MONTHLY expenditure and activity reports must be provided to the HSE by a group for institutional abuse survivors which was on the brink of insolvency last year.
Cork-based Right of Place, now called Right of Place/Second Chance, has been allocated €192,745 in funding for 2011 but must have formal face-to-face meetings every three months with the HSE.
Documents obtained by the Irish Examiner show that late in 2010 the HSE had to make a payment of almost €87,000 to keep the organisation solvent.
The HSE also gave €17,000, €9,000 and a further €7,337 to Right of Place to pay the Revenue Commissioners in respect of “outstanding tax debt”.
According to the HSE, which signed off on the money, it does not know why these payments had to be made and that is it a matter for Right of Place.
The organisation is attempting to put the past behind it and move on from controversy over management and funding last year.
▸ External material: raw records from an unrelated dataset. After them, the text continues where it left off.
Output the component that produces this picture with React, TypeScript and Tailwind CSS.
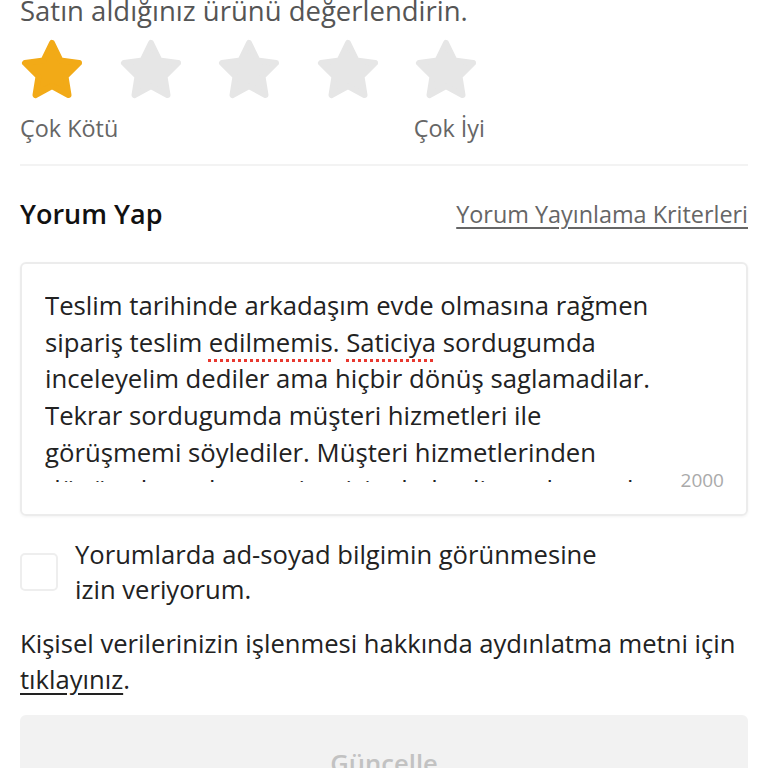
import React from "react";

const Star = ({ filled }: { filled: boolean }) => (
  <svg viewBox="0 0 64 62" className="w-[64px] h-[62px]">
    <polygon
      points="32,5 40.5,22.5 59,25 45.5,38.5 48.5,57 32,48 15.5,57 18.5,38.5 5,25 23.5,22.5"
      fill={filled ? "#f2aa17" : "#e6e6e6"}
      stroke={filled ? "#f2aa17" : "#e6e6e6"}
      strokeWidth="6"
      strokeLinejoin="round"
    />
  </svg>
);

const typo =
  "underline decoration-dotted decoration-[#e8382f] decoration-[3px] underline-offset-[7px]";

const App = () => {
  return (
    <div
      className="w-[768px] h-[768px] overflow-hidden bg-white px-5"
      style={{ fontFamily: '"Open Sans", "Noto Sans", sans-serif' }}
    >
      <p className="-mt-[6px] text-[27.5px] leading-[34px] text-[#555]">
        Satın aldığınız ürünü değerlendirin.
      </p>

      <div className="w-[458px] mt-[10px] flex justify-between">
        {[0, 1, 2, 3, 4].map((i) => (
          <Star key={i} filled={i === 0} />
        ))}
      </div>
      <div className="w-[465px] flex justify-between mt-[13px] text-[23.4px] leading-[30px] text-[#666]">
        <span>Çok Kötü</span>
        <span>Çok İyi</span>
      </div>

      <div className="h-[2px] bg-[#f3f3f3] mt-[21px]" />

      <div className="flex items-center justify-between mt-[31px]">
        <h2 className="text-[27px] leading-[34px] font-semibold text-[#111]">
          Yorum Yap
        </h2>
        <a className="text-[23.4px] leading-[30px] text-[#666] underline underline-offset-4">
          Yorum Yayınlama Kriterleri
        </a>
      </div>

      <div className="relative mt-[31px] h-[254px] rounded-md border-2 border-[#ececec] shadow-[0_1px_3px_rgba(0,0,0,0.05)] px-[23px] pt-[24px]">
        <div className="h-[194px] overflow-hidden whitespace-nowrap text-[25.7px] leading-[36.7px] text-[#222]">
          Teslim tarihinde arkadaşım evde olmasına rağmen
          <br />
          sipariş teslim <span className={typo}>edilmemis</span>.{" "}
          <span className={typo}>Saticiya</span> sordugumda
          <br />
          inceleyelim dediler ama hiçbir dönüş saglamadilar.
          <br />
          Tekrar sordugumda müşteri hizmetleri ile
          <br />
          görüşmemi söylediler. Müşteri hizmetlerinden
          <br />
          dönüş alamadım ve siparişim hala elime ulaşmadı.
        </div>
        <span className="absolute right-[22px] bottom-[22px] text-[19px] leading-[24px] text-[#aaa]">
          2000
        </span>
      </div>

      <label className="flex items-start gap-[17px] mt-[21px]">
        <span className="mt-[16px] w-[38px] h-[38px] shrink-0 rounded-[5px] border-2 border-[#eeeeee]" />
        <span className="text-[25.6px] leading-[35px] text-[#222]">
          Yorumlarda ad-soyad bilgimin görünmesine
          <br />
          izin veriyorum.
        </span>
      </label>

      <p className="mt-[19px] text-[25.6px] leading-[36px] text-[#222]">
        Kişisel verilerinizin işlenmesi hakkında aydınlatma metni için{" "}
        <a className="underline underline-offset-4">tıklayınız</a>.
      </p>

      <button className="mt-[17px] w-full h-[98px] rounded-md bg-[#f2f2f2] text-[25.6px] font-semibold text-[#c2c2c2]">
        Güncelle
      </button>
    </div>
  );
};

export default App;
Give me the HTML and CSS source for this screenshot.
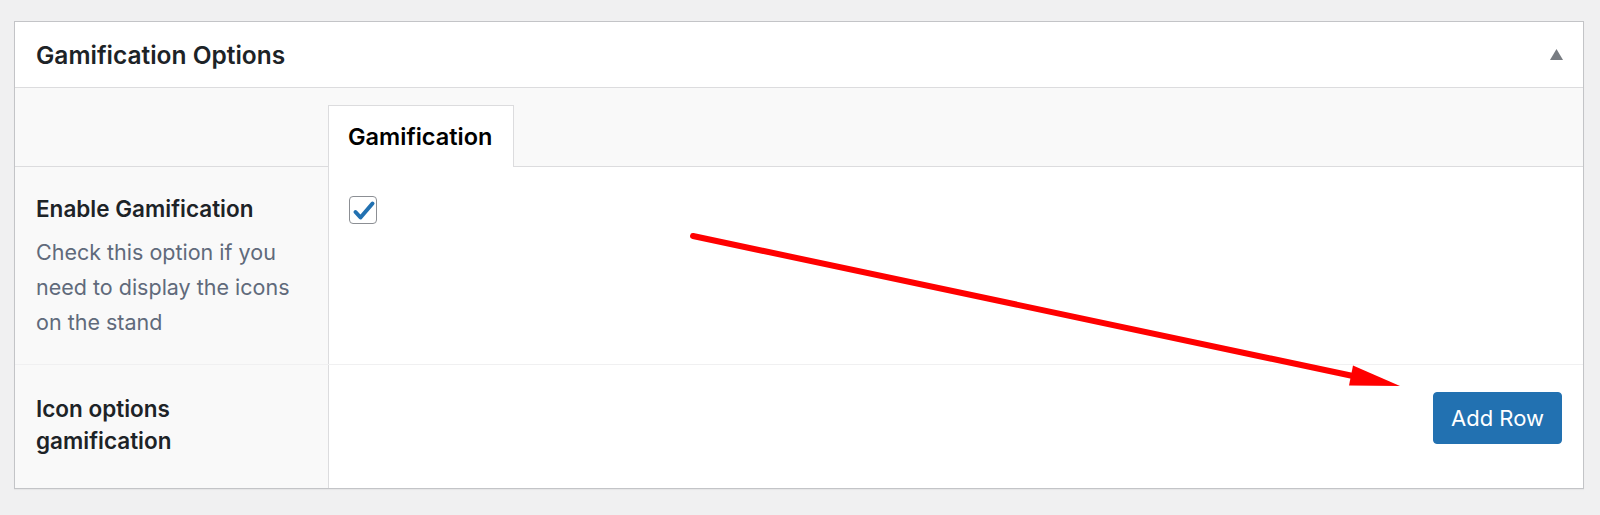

Last November responding to a request for information by the Public Accounts Committee, the HSE said a new model of service would result in a lower cost base.
Outlining the new model it said it would provide an outreach service which will “link survivors into existing statutory services”.
A new website set up last week by the group says it has offices in the Cork, Kerry, Waterford, Limerick and Galway regions.
Services provided include one to one meetings, advocating for survivor needs, information on survivor support, counselling, bereavement support, transitional housing and education grants.
Right of Place/Second Chance wants a cash settlement to be issued to each survivor from the €110 million, which the religious orders have handed over to the state as many are dying in abject poverty.